Esse capítulo permite pensar as configurações do movimento de organização dos professores em algumas cidades do Brasil, tendo assinalado as principais características do modelo associativo, numa tentativa de percorrer o final do século XIX até a década de 1970. Apresenta pontos importantes, como a luta pela escola pública (idem, p. 136) e a tentativa de articulação nacional dos professores, apesar das questões relativas à tensão entre centralização/descentralização administrativa (idem, p. 138), questão já abordada em outros trabalhos, como as obras de Faria Filho (2000) e Faria Filho et al. (2000). Em virtude do seu caráter pragmático-panorâmico, outro ponto que merece destaque é a tentativa de organizar em tabelas as associações de professores em algumas cidades do Brasil (idem, p. 145-153).

No quarto capítulo, “Imagens sociais da docência: a multiplicidade dos pontos de vista”, é destacada a imagem de um profissional mal preparado e mal remunerado, de uma carreira vista como missionária, mas também aborda a luta desses profissionais e seus diferentes movimentos e manifestos em torno do prestígio da classe. Dentre os enfoques, ressaltamos a citação da data comemorativa do dia dos professores, em razão dos diferentes sentidos atribuídos a ela, como, por exemplo, a sua utilização como marco para as campanhas reivindicatórias dos docentes (idem, p. 169).

Há, também, a tentativa de relacionar o tempo de prática docente ao ânimo profissional, através de uma inusitada comparação de fotografias. Contrapondo a imagem de uma professora que, no início da carreira, é apresentada como “jovem e feliz”, à de uma professora “experiente e austera”, dá-se a entender que as dificuldades enfrentadas por esta no decorrer da vida profissional comprometeram a sua felicidade (idem, p. 183). Sobre esse ponto, entendemos que outros fatores deveriam ser explorados, a fim de evitar conclusões pouco fundamentadas acerca da relação supracitada. Além disso, questionamos o uso do termo felicidade como um índice mensurável, sobretudo do modo restrito operado pelas autoras.

Ainda sobre esse capítulo, surpreende o modo como o tema dos conflitos e tensões é tratado. Embora recorrente, o texto não evidencia, explicita ou demonstra tais conflitos e tensões, o que, mais uma vez, deixa o leitor na dúvida, a saber, sobre quais foram as tensões, onde aconteceram, quando aconteceram, quem envolveram e quais as suas consequências para a profissionalização docente.

O capítulo 5, como o título “História da profissão docente no Brasil: uma síntese fragmentada” sugere, é um esforço de síntese do que fora feito nos capítulos anteriores. Para isso, as autoras analisam as condições nas quais os professores praticaram seu ofício. Elas, mais uma vez, ressaltam uma ausência de preocupações pedagógicas no Império (idem, p. 209), embora, mais tarde, tentem notificar, com um tom aparentemente crítico, que a oposição entre Império e República é comum nos manuais de história da educação brasileira.
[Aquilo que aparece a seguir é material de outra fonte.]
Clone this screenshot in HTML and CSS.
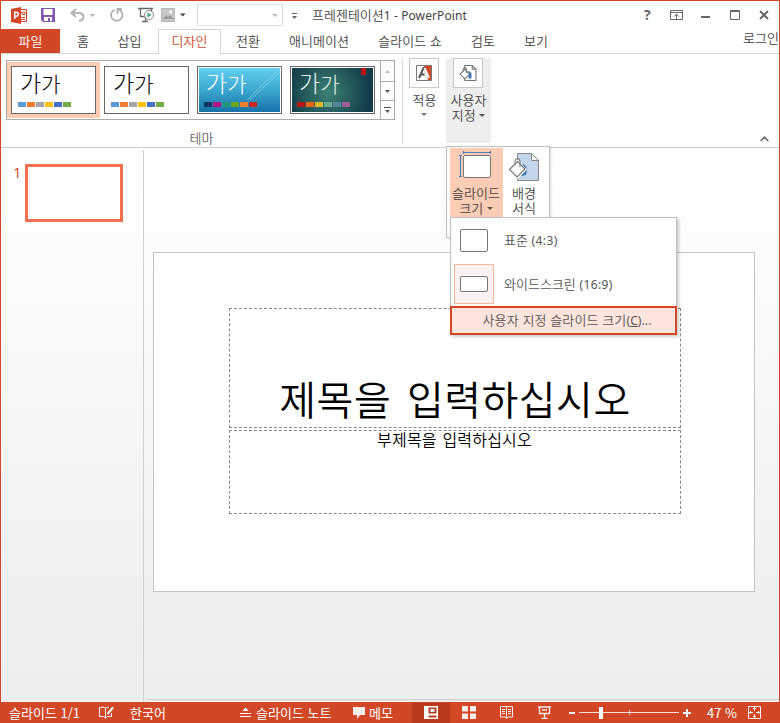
FILE: index.html
```html
<!DOCTYPE html>
<html lang="ko">
<head>
<meta charset="utf-8">
<title>프레젠테이션1 - PowerPoint</title>
<link rel="stylesheet" href="styles.css">
</head>
<body>
<div class="window">
  <header class="titlebar">
    <div class="quick">
      <svg class="q-app" width="17" height="17" viewBox="0 0 17 17"><path d="M8 2.500h7.500v12H8z" fill="#fff" stroke="#d24726"/><path d="M10 10.500h4M10 12.500h4M10 5.500h1.500v2H14" fill="none" stroke="#d24726"/><path d="M13 4v2h2" fill="none" stroke="#d24726"/><path d="M0 2L10 0v17L0 15z" fill="#d24726"/><path d="M3.700 12V5.300h1.500q2 0 2 2T5.200 9.300H4" fill="none" stroke="#fff" stroke-width="1.500"/></svg>
      <svg class="q-save" width="14" height="14" viewBox="0 0 14 14"><path d="M0 0h14v14H2L0 12z" fill="#8659ab"/><path d="M2.500 1h9v6h-9zM3 9h8v4H9v-3H7v3H3z" fill="#fff"/></svg>
      <svg class="q-undo" width="27" height="14" viewBox="0 0 27 14"><path d="M6 1L1.500 5 6 9M2 5h6.500q5 0 5 4 0 3-4.500 4" fill="none" stroke="#b1b1b1" stroke-width="2"/><path d="M20 6h5l-2.500 3z" fill="#b1b1b1"/></svg>
      <svg class="q-redo" width="14" height="14" viewBox="0 0 14 14"><path d="M4.500 1.800A5.700 5.700 0 1 0 9 1.800" fill="none" stroke="#b1b1b1" stroke-width="1.800"/><path d="M7.500 6V1H12" fill="none" stroke="#b1b1b1" stroke-width="1.800"/></svg>
      <svg class="q-show" width="17" height="16" viewBox="0 0 17 16"><path d="M0 1.500h15M2.500 2v7.500H7M4 14.500h6M7.500 10v4M13.500 2v3" fill="none" stroke="#686868" stroke-width="1.300"/><circle cx="11" cy="8" r="4.500" fill="#fff" stroke="#888"/><path d="M9.500 5.500l4 2.500-4 2.500z" fill="#3ba273"/></svg>
      <svg class="q-pic" width="25" height="14" viewBox="0 0 25 14"><path d="M.5.500h13v13H.5z" fill="#c8c8c8" stroke="#b4b4b4"/><path d="M2 11l3-4 2 2 2-2 4 4z" fill="#999"/><circle cx="9.500" cy="4" r="1.500" fill="#fff"/><path d="M19 5.500h5.500L21.750 8.500z" fill="#444"/></svg>
      <div class="q-box"><i class="tri pale"></i></div>
      <svg class="q-more" width="6" height="7" viewBox="0 0 6 7"><path d="M0 .5h5" stroke="#666"/><path d="M0 3h5L2.500 6z" fill="#666"/></svg>
    </div>
    <div class="caption">프레젠테이션<span class="latin">1 - PowerPoint</span></div>
    <div class="controls">
      <span class="help">?</span>
      <svg class="c-ribbon" width="13" height="10" viewBox="0 0 13 10"><path d="M.5.500h12v9H.5zM1 2.500h11" fill="none" stroke="#666"/><path d="M6.500 9V4M4 6.500L6.500 4 9 6.500" fill="none" stroke="#666"/></svg>
      <svg class="c-min" width="9" height="10" viewBox="0 0 9 10"><path d="M0 7h9" stroke="#666" stroke-width="2"/></svg>
      <svg class="c-max" width="10" height="10" viewBox="0 0 10 10"><path d="M.5.500h9v9H.5zM0 1.500h10" fill="none" stroke="#666"/></svg>
      <svg class="c-close" width="10" height="10" viewBox="0 0 10 10"><path d="M1 1l8 8M9 1L1 9" stroke="#666" stroke-width="2"/></svg>
    </div>
  </header>
  <nav class="tabs">
    <span class="tab file">파일</span><span class="tab home">홈</span><span class="tab insert">삽입</span><span class="tab active">디자인</span><span class="tab trans">전환</span><span class="tab anim">애니메이션</span><span class="tab show">슬라이드 쇼</span><span class="tab review">검토</span><span class="tab view">보기</span><span class="login">로그인</span>
  </nav>
  <section class="ribbon">
    <div class="themes">
      <div class="gallery">
        <div class="theme selected"><div class="thumb"><b>가<small>가</small></b><div class="swatches office"><i></i><i></i><i></i><i></i><i></i><i></i></div></div></div>
        <div class="theme"><div class="thumb"><b>가<small>가</small></b><div class="swatches office"><i></i><i></i><i></i><i></i><i></i><i></i></div></div></div>
        <div class="theme"><div class="thumb blue"><svg class="rays" width="83" height="46"><path d="M49 33L81 2M52 33L82 5" stroke="#8bd8ef" opacity=".7"/></svg><b>가<small>가</small></b><div class="swatches celestial"><i></i><i></i><i></i><i></i><i></i><i></i></div></div></div>
        <div class="theme"><div class="thumb teal"><b>가<small>가</small></b><div class="swatches ion"><i></i><i></i><i></i><i></i><i></i><i></i></div></div></div>
        <div class="scroller">
          <span class="off"><svg width="5" height="3"><path d="M0 3h5L2.500 0z" fill="#bbb"/></svg></span>
          <span><svg width="5" height="3"><path d="M0 0h5L2.500 3z" fill="#555"/></svg></span>
          <span><svg width="7" height="6"><path d="M0 .5h7" stroke="#555"/><path d="M1 3h5L3.500 6z" fill="#555"/></svg></span>
        </div>
      </div>
      <div class="group-name">테마</div>
    </div>
    <div class="big variants">
      <div class="iconbox"><svg width="16" height="16" viewBox="0 0 16 16"><path d="M.5.500h15v15H.5z" fill="#fff" stroke="#777"/><path d="M8 1h7v14H12z" fill="#d24726"/><path d="M3 13L7.500 3h1L13 13M5 9.500h6" fill="none" stroke="#555" stroke-width="2"/><path d="M8.500 3L13 13M8.500 9.500H11" stroke="#fff" stroke-width="2"/></svg></div>
      <div class="lbl">적용</div><i class="tri"></i>
    </div>
    <div class="big customize">
      <div class="iconbox"><svg width="18" height="18" viewBox="0 0 34 34"><path d="M11 3h14l7 7v21H11z" fill="#fff" stroke="#777" stroke-width="2"/><path d="M25 3v7h7" fill="none" stroke="#777" stroke-width="2"/><path d="M18 13q8 1 5 15l-5-1z" fill="#3c78b5"/><path d="M2 19L11 10l9 9-9 9z" fill="#fff" stroke="#777" stroke-width="2"/><path d="M8 14v-4q0-3 3-3t3 3v7" fill="none" stroke="#777" stroke-width="2"/></svg></div>
      <div class="lbl">사용자<br>지정 <i class="tri"></i></div>
    </div>
    <svg class="collapse" width="9" height="6" viewBox="0 0 9 6"><path d="M.7 5L4.500 1.200 8.300 5" fill="none" stroke="#666" stroke-width="1.600"/></svg>
  </section>
  <main class="workspace">
    <aside class="slides"><span class="num">1</span><div class="mini"></div></aside>
    <div class="stage">
      <article class="slide">
        <div class="holder title">제목을 입력하십시오</div>
        <div class="holder subtitle">부제목을 입력하십시오</div>
      </article>
    </div>
  </main>
  <footer class="status">
    <span class="s-count">슬라이드 1/1</span>
    <svg class="s-spell" width="15" height="13" viewBox="0 0 15 13"><path d="M6.500 2v10.500M6.500 2Q4 .5.500 1.500v9h4l2 1.500 2-1.500h4V7M6.500 2q2-1 3.500-.5" fill="none" stroke="#fff"/><path d="M14 1.500L8.500 8" stroke="#fff" stroke-width="2"/></svg>
    <span class="s-lang">한국어</span>
    <svg class="s-noteicon" width="11" height="11" viewBox="0 0 11 11"><path d="M0 6.500h11M0 9.500h11" stroke="#fff"/><path d="M2.500 4h6l-3-3.500z" fill="#fff"/></svg>
    <span class="s-notes">슬라이드 노트</span>
    <svg class="s-memoicon" width="12" height="12" viewBox="0 0 12 12"><path d="M0 0h12v8H7l-3 4V8H0z" fill="#fdeeea"/></svg>
    <span class="s-memo">메모</span>
    <span class="s-normal"><svg width="14" height="13" viewBox="0 0 14 13"><path d="M0 0h14v13H0z" fill="#fff"/><path d="M4.500 1.500h8v6h-8zM4.500 9.500h8v2h-8z" fill="#b83b1d"/><path d="M6.500 3h4v3h-4z" fill="#fff"/></svg></span>
    <svg class="s-grid" width="14" height="13" viewBox="0 0 14 13"><path d="M0 0h6v5.500H0zM8 0h6v5.500H8zM0 7.500h6V13H0zM8 7.500h6V13H8z" fill="#fdeeea"/></svg>
    <svg class="s-read" width="13" height="13" viewBox="0 0 13 13"><path d="M.5.500h12v10.500H8L6.500 12.500 5 11H.5zM6.500 1v11M2 3.500h3M2 5.500h3M2 7.500h3M8 3.500h3M8 5.500h3M8 7.500h3" fill="none" stroke="#fdeeea"/></svg>
    <svg class="s-present" width="13" height="13" viewBox="0 0 13 13"><path d="M0 1h13M1.500 1v6.500h10V1M4 4h5M6.500 8v4M3.500 12.300h6" fill="none" stroke="#fdeeea" stroke-width="1.300"/></svg>
    <svg class="s-zoom" width="122" height="13" viewBox="0 0 122 13"><path d="M0 7h6M114 7h8M118 3v8" stroke="#fff" stroke-width="2"/><path d="M10 6.500h100M60.500 4v5" stroke="#fbded6"/><path d="M30 1h4v12h-4z" fill="#fff"/></svg>
    <span class="s-pct">47 %</span>
    <svg class="s-fit" width="13" height="13" viewBox="0 0 13 13"><path d="M.5.500h12v12H.5z" fill="none" stroke="#fdeeea"/><path d="M6.500 1v4M6.500 8v4M1 6.500h4M8 6.500h4M5 3l1.500-1.500L8 3M5 10l1.500 1.500L8 10M3 5L1.500 6.500 3 8M10 5l1.500 1.500L10 8" fill="none" stroke="#fdeeea"/></svg>
  </footer>

  <div class="flyout">
    <div class="fly-item on">
      <svg width="34" height="32" viewBox="0 0 34 32"><path d="M4 2.500h28M4.500 1v3M31.500 1v3M1.500 5v22M0 5.500h3M0 26.500h3" fill="none" stroke="#4a80bd" stroke-width="1.200"/><rect x="4.500" y="5.500" width="27" height="22" rx="1.500" fill="#fff" stroke="#777"/></svg>
      <div class="fly-lbl">슬라이드<br>크기 <i class="tri"></i></div>
    </div>
    <div class="fly-item">
      <svg width="32" height="32" viewBox="0 0 32 32"><path d="M9.500 3.500h14l7 7v20h-21z" fill="#c3d5e8" stroke="#888"/><path d="M23.500 3.500v7h7z" fill="#fff" stroke="#888"/><path d="M14 14q7 1 4 11l-5 1 3-7z" fill="#3c78b5"/><path d="M2 19.500L9.500 12l7.500 7.500-7.500 7.500z" fill="#fff" stroke="#fff" stroke-width="3"/><path d="M1.500 19.500L9.500 11.500l7.500 7.500-8 8z" fill="#fff" stroke="#777" stroke-width="1.200"/><path d="M7 15v-4q0-2.500 2.500-2.500T12 11v6" fill="none" stroke="#777"/></svg>
      <div class="fly-lbl">배경<br>서식</div>
    </div>
  </div>
  <div class="menu">
    <div class="row"><span class="size"><i class="std"></i></span><span>표준 <span class="latin">(4:3)</span></span></div>
    <div class="row"><span class="size current"><i class="wide"></i></span><span>와이드스크린 <span class="latin">(16:9)</span></span></div>
    <div class="custom">사용자 지정 슬라이드 크기<span class="latin">(<u>C</u>)...</span></div>
  </div>
</div>
</body>
</html>
```
FILE: styles.css
```css
* { box-sizing: border-box; }
body { margin: 0; }
svg { display: block; flex: none; }
.window {
  position: relative; width: 780px; height: 723px; overflow: hidden;
  display: flex; flex-direction: column;
  border: 1px solid #d24726; border-bottom: 0; background: #fff;
  font: 13px/16px "Noto Sans CJK KR", "Noto Sans", sans-serif; font-weight: 350; color: #444;
}
.window span, .window div { white-space: nowrap; }
.tri { display: inline-block; width: 0; height: 0; border: 3px solid transparent; border-top-color: #555; border-bottom: 0; }
.tri.pale { border-top-color: #bbb; }

.titlebar { display: flex; height: 28px; align-items: center; }
.quick { display: flex; align-items: center; width: 311px; flex: none; }
.q-app { margin-left: 10px; }
.q-save { margin-left: 13px; }
.q-undo { margin-left: 15px; }
.q-redo { margin-left: 13px; }
.q-show { margin-left: 14px; }
.q-pic { margin-left: 6px; }
.q-box { display: flex; align-items: center; justify-content: flex-end; width: 86px; height: 22px; margin-left: 11px; padding-right: 4px; border: 1px solid #e1e1e1; }
.q-more { margin: 2px 0 0 9px; }
.caption { width: 332px; flex: none; }
.latin { font-family: "Noto Sans", sans-serif; font-size: 12px; font-weight: 400; letter-spacing: .1px; }
.controls { display: flex; align-items: center; }
.help { width: 7px; font: bold 14px/16px "Open Sans", sans-serif; color: #666; }
.c-ribbon { margin-left: 19px; }
.c-min { margin-left: 18px; }
.c-max { margin-left: 20px; }
.c-close { margin-left: 19px; }

.tabs { display: flex; height: 25px; border-bottom: 1px solid #d4d4d4; line-height: 24px; flex: none; }
.tab { text-align: center; flex: none; }
.file { width: 59px; color: #fff; background: #d24726; }
.home { width: 46px; }
.insert { width: 47px; }
.active { width: 63px; height: 25px; color: #d24726; background: #fff; border: 1px solid #d4d4d4; border-bottom: 0; line-height: 22px; margin-left: 5px; }
.trans { width: 54px; }
.anim { width: 88px; }
.show { width: 94px; }
.review { width: 52px; }
.view { width: 54px; }
.login { margin-left: 180px; line-height: 17px; }

.ribbon { display: flex; height: 94px; flex: none; border-bottom: 1px solid #d0d0d0; background: #fff; }
.themes { width: 402px; height: 86px; margin-top: 4px; padding: 2px 0 0 5px; border-right: 1px solid #ddd; flex: none; }
.gallery { display: flex; width: 389px; height: 60px; border: 1px solid #aaa; }
.theme { width: 93px; padding: 5px 4px; flex: none; }
.theme.selected { height: 56px; margin-top: 1px; padding-top: 4px; background: #fcccb5; }
.thumb { position: relative; width: 85px; height: 48px; border: 1px solid #666; background: #fff; padding: 1px 0 0 8px; color: #000; }
.thumb b { display: block; height: 34px; font-size: 23px; font-weight: 300; line-height: 28px; }
.thumb small { font-size: 21px; }
.blue { color: #fff; box-shadow: inset 0 0 0 1px #fff; background: linear-gradient(#64d2f0, #3ca7d0 50%, #1670a6); }
.teal { color: #e5f4f0; box-shadow: inset 0 0 0 1px #fff; background: linear-gradient(#b81414, #b81414) 70px 1px / 5px 7px no-repeat, radial-gradient(circle at 45% 55%, #3d8175, #123c48 80%); }
.rays { position: absolute; left: 0; top: 0; }
.swatches { display: flex; gap: 1px; margin-left: -2px; }
.swatches i { width: 8px; height: 5px; }
.office i:nth-child(1) { background: #5b9bd5; }
.office i:nth-child(2) { background: #ed7d31; }
.office i:nth-child(3) { background: #a5a5a5; }
.office i:nth-child(4) { background: #ffc000; }
.office i:nth-child(5) { background: #4472c4; }
.office i:nth-child(6) { background: #70ad47; }
.celestial i:nth-child(1) { background: #073763; }
.celestial i:nth-child(2) { background: #b01287; }
.celestial i:nth-child(3) { background: #20967d; }
.celestial i:nth-child(4) { background: #6ba51d; }
.celestial i:nth-child(5) { background: #ef7f32; }
.celestial i:nth-child(6) { background: #cb2525; }
.ion i:nth-child(1) { background: #b31818; }
.ion i:nth-child(2) { background: #ea6312; }
.ion i:nth-child(3) { background: #e6b729; }
.ion i:nth-child(4) { background: #6aac90; }
.ion i:nth-child(5) { background: #54849a; }
.ion i:nth-child(6) { background: #9e5e9b; }
.scroller { display: grid; grid-template-rows: 20px 19px 19px; width: 15px; margin-left: 1px; border-left: 1px solid #aaa; }
.scroller span { display: flex; align-items: center; justify-content: center; }
.scroller span + span { border-top: 1px solid #aaa; }
.scroller .off { background: #fcfcfc; }
.group-name { width: 391px; text-align: center; margin-top: 10px; color: #666; }
.big { display: flex; flex-direction: column; align-items: center; height: 85px; margin-top: 4px; flex: none; }
.iconbox { display: flex; align-items: center; justify-content: center; width: 30px; height: 30px; margin-bottom: 4px; border: 1px solid #c8c8c8; background: #fdfdfd; }
.variants { width: 43px; }
.variants .iconbox { margin-right: 1px; }
.variants .tri { margin: 6px 1px 0 0; opacity: .8; }
.customize { width: 45px; background: #eee; }
.customize .iconbox { margin-right: 1px; }
.lbl, .fly-lbl { line-height: 15px; text-align: center; }
.lbl .tri, .fly-item .tri { vertical-align: 3px; }
.collapse { margin: 82px 0 0 269px; }

.workspace { display: flex; height: 554px; flex: none; background: linear-gradient(#fefefe, #fcfcfc 20%, #f0f0f0 80%, #eee); }
.slides { display: flex; width: 143px; height: 551px; margin-top: 2px; padding: 14px 0 0 12px; border-right: 1px solid #d0d0d0; flex: none; }
.num { width: 12px; font: 15px/16px "Open Sans", sans-serif; color: #d24726; }
.mini { width: 98px; height: 58px; border: 3px solid #f27250; background: #fff; }
.stage { width: 633px; height: 552px; margin-left: 2px; padding: 104px 0 0 7px; border-bottom: 1px solid #d0d0d0; }
.slide { width: 602px; height: 340px; padding: 55px 74px 0 75px; border: 1px solid #c3c3c3; background: #fff; color: #000; }
.holder { width: 452px; border: 1px dashed #888; text-align: center; }
.title { height: 120px; padding-top: 60px; font-size: 40px; font-weight: 350; line-height: 58px; letter-spacing: .5px; word-spacing: 4px; }
.subtitle { height: 84px; margin-top: 2px; padding-right: 1px; font-size: 16px; line-height: 17px; letter-spacing: .2px; word-spacing: 1px; font-weight: 350; }

.status { display: flex; align-items: center; height: 21px; background: #d24726; color: #fff; flex: none; font-weight: 400; }
.s-count { width: 98px; padding-left: 8px; flex: none; }
.s-lang { width: 110px; margin-left: 16px; flex: none; }
.s-notes { width: 94px; margin-left: 5px; flex: none; }
.s-memoicon { margin-left: 3px; }
.s-memo { width: 43px; margin-left: 4px; flex: none; }
.s-normal { display: flex; justify-content: center; align-items: center; width: 38px; height: 20px; background: #b83b1d; flex: none; }
.s-grid { margin-left: 12px; }
.s-read { margin-left: 24px; }
.s-present { margin-left: 25px; }
.s-zoom { margin-left: 18px; }
.s-pct { width: 41px; margin-left: 16px; flex: none; }

.flyout { position: absolute; left: 445px; top: 145px; display: flex; width: 104px; height: 92px; padding: 1px 3px; border: 1px solid #c0c0c0; background: #fff; box-shadow: 1px 1px 2px #0002; }
.fly-item { display: flex; flex-direction: column; align-items: center; width: 42px; padding-top: 2px; flex: none; }
.fly-item.on { width: 53px; padding-right: 1px; background: #fcccb5; }
.fly-item svg { margin-bottom: 3px; }
.menu { position: absolute; left: 449px; top: 216px; width: 227px; height: 118px; border: 1px solid #c0c0c0; background: #fff; box-shadow: 2px 2px 3px #0003; color: #555; }
.row { display: flex; align-items: center; height: 44px; padding-left: 3px; }
.row .latin { letter-spacing: .4px; }
.size { display: flex; align-items: center; justify-content: center; width: 40px; height: 40px; margin-right: 10px; }
.size.current { border: 1px solid #f4b99c; background: #fdf0ee; }
.size i { width: 28px; border: 1px solid #777; border-radius: 2px; background: #fff; }
.std { height: 23px; }
.wide { height: 16px; }
.custom { height: 29px; margin: 0 -1px; border: 2px solid #d24726; background: #fde4dd; text-align: center; line-height: 24px; letter-spacing: .1px; padding-left: 7px; }
```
Todavia, é possível observar em diferentes momentos do texto justamente tal prática de demarcação de uma passagem temporal, como se a República trouxesse inovações que não fizessem parte de um contexto anterior e como se o Império fosse um conjunto de ausências.

É de suma importância compreender que não há um rompimento radical entre Império e República. Mais que pensar a educação no registro de uma separação das contribuições dos diferentes momentos abordados, é preciso considerar a relevância de cada um para a compreensão da profissão docente. É fundamental entender que as iniciativas ocorridas no século XIX serviram de pano de fundo, num processo marcado por continuidades e descontinuidades, para diferentes rumos de políticas públicas pensadas para a educação no período republicano. A própria escola isolada, que resistiu por muito tempo na República, é um exemplo de prática imperial que não será rompida nas primeiras décadas republicanas. A EN, criada nos moldes imperiais, também fará parte das políticas educacionais por um longo período. Outro exemplo é a obrigatoriedade do ensino, política defendida em importantes projetos do Império, por exemplo, pelos Pareceres de Rui Barbosa, de 1882 (Barbosa, 1947).

Para pensarmos o papel do Império como construtor de ações e discursos em prol da instrução, deve-se ressaltar a variedade de segmentos que contribuíram para os projetos e iniciativas voltadas para o ensino, que, inclusive, repercutiram diretamente sobre o período posterior. As contribuições estatais, a atuação da população e dos professores em busca de voz e reconhecimento são exemplos da efetiva e diversificada movimentação em prol da educação e da profissionalização docente no Império, sendo fundamentais para compreender o que se viu na República.

Se o ato de tomar a história da profissão docente, a sua diacronia, a partir do registro de uma linha de continuidade entre Império e República constituiu um erro, supor uma descontinuidade absoluta, uma superação radical, também nos parece equivocado. As políticas educacionais republicanas são fruto de uma tentativa de estabelecer algo novo, em busca da construção de uma nova nação, mas que em absoluto se pautou pela completa negação de todo o investimento feito anteriormente.

A obra resenhada, apesar dos problemas apontados, cumpre uma função acadêmica importante, a saber, promover o debate acerca de um tema. As controvérsias devem servir mais como provocação do que como demérito. Assim, merece ser lida, considerada e criticada pelos que se interessam pelo tema especificamente ou pela educação brasileira em geral, pois, ao mesmo tempo em que incorre em interpretações falíveis, traz contribuições para o campo de estudos histórico-educacionais.

Referências

Barbosa, Rui. Reforma do ensino primário e várias instituições complementares da instrução pública. In: . Obras Completas de Rui Barbosa. Volume X, Tomo I-IV. Rio de Janeiro: Ministério da Educação e Saúde, 1947.

Faria Filho, Luciano M. Dos pardieiros aos palácios. Passo Fundo: Editora da Universidade de Passo Fundo, 2000.

Faria Filho, Luciano M.; Veiga, Cynthia Greive; Lopes, Eliane Marta T. et al. (Org.). 500 anos de educação no Brasil. Belo Horizonte: Autêntica, 2000.